Corporations
There is something fundamentally wrong with the way our government regulates corporations. Actually, the problem shows up in my own statement in that I use the term "regulates". Right now, there is an adversarial relationship between the government and corporations. The government passes regulations and the corporations try to get around them. Actually, this is only true for a small minority of corporations, but it only takes a few rotten apples to spoil the barrel. Most corporations employ people like you and me who don't intentionally go around doing damage in the name of a buck. But there are a few organizations out there that will be happy to bury poisonous industrial waste in your backyard if they can do it without being caught.
The problems with the current regulation scheme are:
- The bad corporations can just ignore the regulations and declare bankruptcy when they get caught.
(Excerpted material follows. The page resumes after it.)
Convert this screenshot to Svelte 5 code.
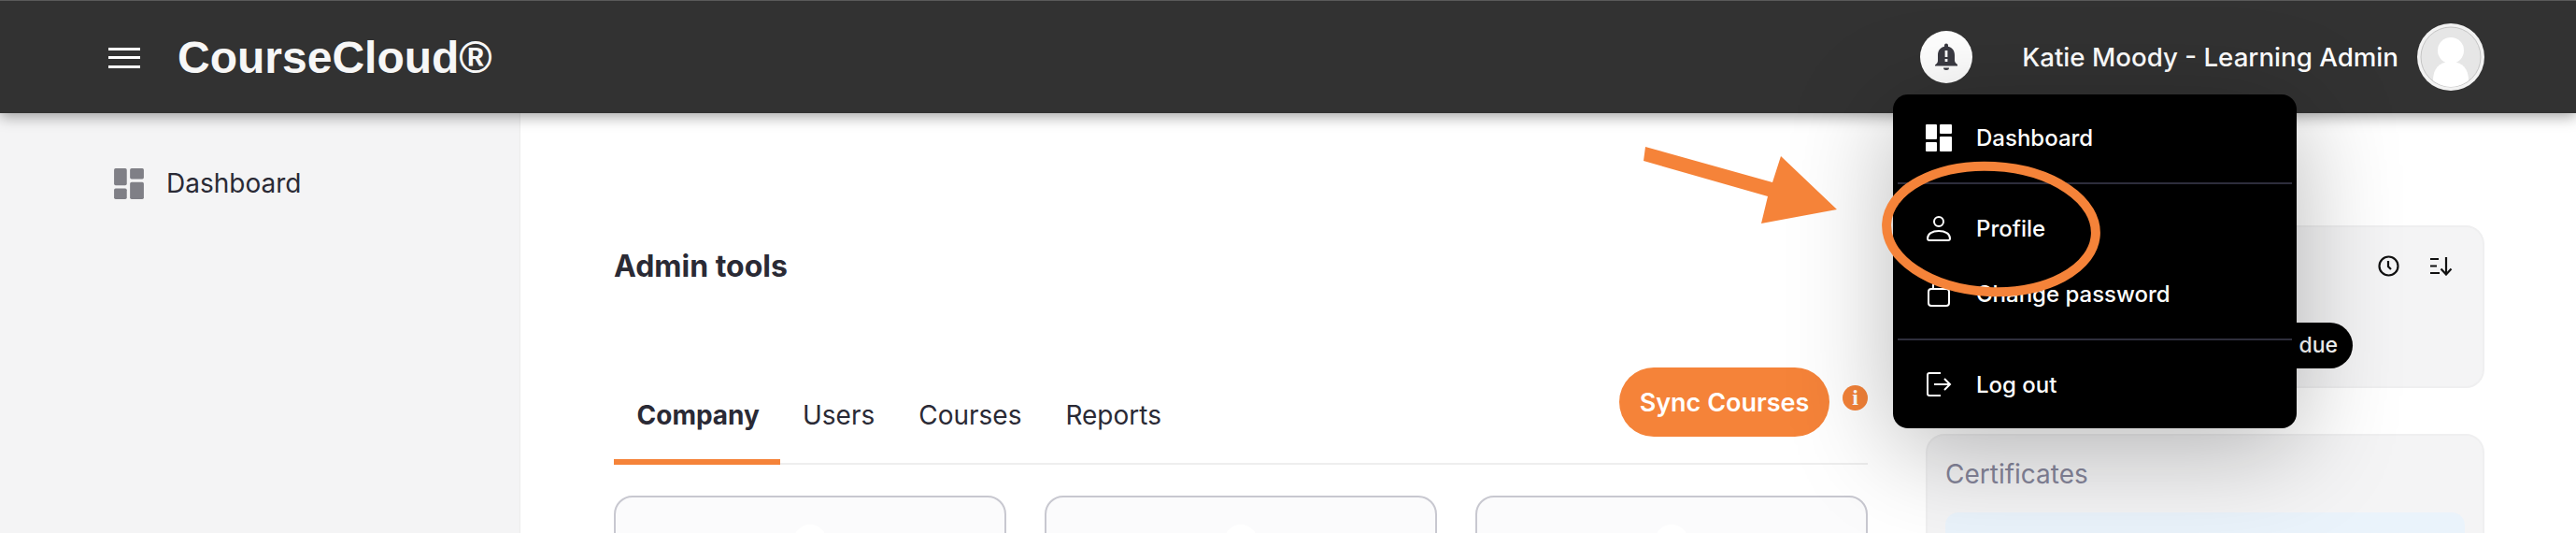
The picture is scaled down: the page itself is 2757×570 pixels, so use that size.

The officers and owners of the corporation aren't be held accountable.
- The businesses themselves are generally more knowledgeable about what should be regulated than the government. It will be hit or miss whether the government regulations actually prevent problems from occurring. They will, of course, prevent problems from recurring, but most of the time the government regulators will be operating on hindsight.
Here is how I think the mechanism should work. I don't expect these ideas to be adopted any time soon, but I am throwing them out for consideration.
- Corporations should be responsible for establishing there own health and safety standards. This isn't an entirely new idea. For example, organizations like the Underwriter's Laboratories and the National Fire Prevention Association have been doing this for years.
- Corporations should also be responsible for conforming to the standards they set.
- They would do this by creating "Public Wellbeing Issues" and then adopting standards to address those issues.
- If a "Public Wellbeing Issue" affects the general public or worker safety, then it would be the corporation's responsibility to adopt standards that correct the issue or present the issue to the government if there were substantial safety vs. economic trade offs that needed to be made.
- Anyone could make a corporation aware of a Public Wellbeing Issue.
- Once made aware of the issue, the corporation must address it or be held accountable.
- The key to making this work is accountability. If a corporation fails to address a Public Wellbeing Issue and someone gets injured, there have to be severe consequences. These would include forbidding the officers and directors from holding corporate positions and breaking the shield of corporate immunity for significant owners (anyone with a more than 1% collective interest in the corporation). The officers, directors, and significant owners would then share civil and criminal liability for whatever happened. Note that this accountability would not apply to events no one predicted, only to things the corporation knew about and failed to address adequately.